Some of the hostility that artsists and arts fans feel towards the Indy may stem from the belief that sports and art have nothing to do with each other, or that sports fans might consider arts spending a waste of money. In the online comments sections that followed news stories last year about the allocation federal tourism money to the Indy, a few race supporters suggested government money that was spent on the new Art Gallery of Alberta was excessive.

If there’s anyone who can identify with both artists and motorsports fans, it would be Montreal-based artist Arturo Rotondo, whose work appears on the official program for this year’s Indy.(That’s a print of his work, above.)

Rotondo, 32, began painting at age 12 and went on to pursue a career as a graphic artist. But a lifelong love of racing eventaully inspired him to take up a career painting the sport that he’d been watching with his family all his life.

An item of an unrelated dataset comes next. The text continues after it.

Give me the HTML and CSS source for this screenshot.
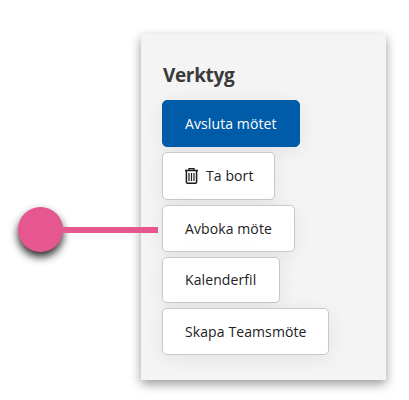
FILE: index.html
```html
<!DOCTYPE html>
<html lang="sv">
<head>
  <meta charset="UTF-8" />
  <meta name="viewport" content="width=device-width, initial-scale=1.0" />
  <title>Verktyg</title>
  <link rel="stylesheet" href="styles.css">
</head>
<body>
  <div class="panel">
    <h2>Verktyg</h2>
    <button class="btn btn-primary">Avsluta mötet</button>
    <button class="btn btn-delete">
      <svg class="icon" viewBox="0 0 13 16" width="13" height="16" fill="none" stroke="#1a1a1a">
        <path d="M0 2.5h13" stroke-width="1.5" />
        <path d="M4 2.2V0.7h5v1.5" stroke-width="1.3" />
        <path d="M1.4 3v11q0 1.3 1.3 1.3h7.6q1.3 0 1.3-1.3V3" stroke-width="1.5" />
        <path d="M4 5v8M6.5 5v8M9 5v8" stroke-width="1.2" />
      </svg>
      <span>Ta bort</span>
    </button>
    <button class="btn btn-cancel">Avboka möte</button>
    <button class="btn btn-calendar">Kalenderfil</button>
    <button class="btn btn-teams">Skapa Teamsmöte</button>
  </div>

  <div class="marker">
    <span class="marker-dot"></span>
    <span class="marker-line"></span>
  </div>
</body>
</html>
```

FILE: styles.css
```css
body {
  margin: 0;
  padding: 34px 23px 20px 141px;
  background-color: #ffffff;
  font-family: 'Open Sans', 'Noto Sans', sans-serif;
}
.panel {
  box-sizing: border-box;
  height: 346px;
  padding: 27px 21px 0;
  display: flex;
  flex-direction: column;
  align-items: flex-start;
  gap: 5px;
  background-color: #f4f4f4;
  box-shadow: 0 4px 10px rgba(0,0,0,0.4);
}
h2 {
  margin: 0 0 6px 1px;
  font-size: 19px;
  line-height: 28px;
  font-weight: 700;
  letter-spacing: -0.35px;
  color: #3a3a3a;
}
.btn {
  box-sizing: border-box;
  height: 47px;
  padding: 0 0 0 22px;
  display: flex;
  align-items: center;
  flex-shrink: 0;
  border: 1px solid #c8c8c8;
  border-radius: 5px;
  background-color: #ffffff;
  box-shadow: 0 4px 20px rgba(0,0,0,0.07);
  font-family: inherit;
  font-size: 14px;
  font-weight: 400;
  letter-spacing: 0.1px;
  color: #222222;
  white-space: nowrap;
  cursor: pointer;
}
.btn-primary {
  width: 138px;
  border-color: #005ca9;
  background-color: #005ca9;
  font-weight: 500;
  color: #ffffff;
}
.btn-delete {
  width: 113px;
  height: 48px;
  gap: 8px;
}
.btn-delete span {
  padding-bottom: 2px;
}
.btn-cancel {
  width: 133px;
}
.btn-calendar {
  width: 118px;
  height: 46px;
  padding-bottom: 1px;
}
.btn-teams {
  width: 167px;
}
.marker {
  position: absolute;
  left: 18px;
  top: 207px;
  display: flex;
  align-items: center;
}
.marker-dot {
  width: 45px;
  height: 45px;
  border-radius: 50%;
  background-color: #e7578f;
  box-shadow: 0 5px 8px rgba(0,0,0,0.85);
}
.marker-line {
  width: 97px;
  height: 6px;
  margin-left: -2px;
  background-color: #e7578f;
}
```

Prints of his motorsports paintings, many of which he does as commissions from drivers or teams, will be available for sale at the track in Edmonton during the Indy. He’s also expanded to creating custom designs on helmets.

Rotondo compares the cars winding their way around the track to a ballet. He says art is about conveying mood and races are full of emotion, and sensation. There’s speed, roar, and the smell of gasoline.

In a way, he acts as an ambassador between arts and motor sports. Non-race fans who get dragged to the races with spouses see his prints and see beauty in racing. Race fans, meanwhile, admit to him that they weren’t fans of art, but the say they like his work.

“Race fans don’t really know they’re art fans and art fans don’t really know they’re race fans,” says Rotondo, whose younger brother manages the marketing of his work.

“We’re trying to get our view of motorsports to the world. One painting at a time.”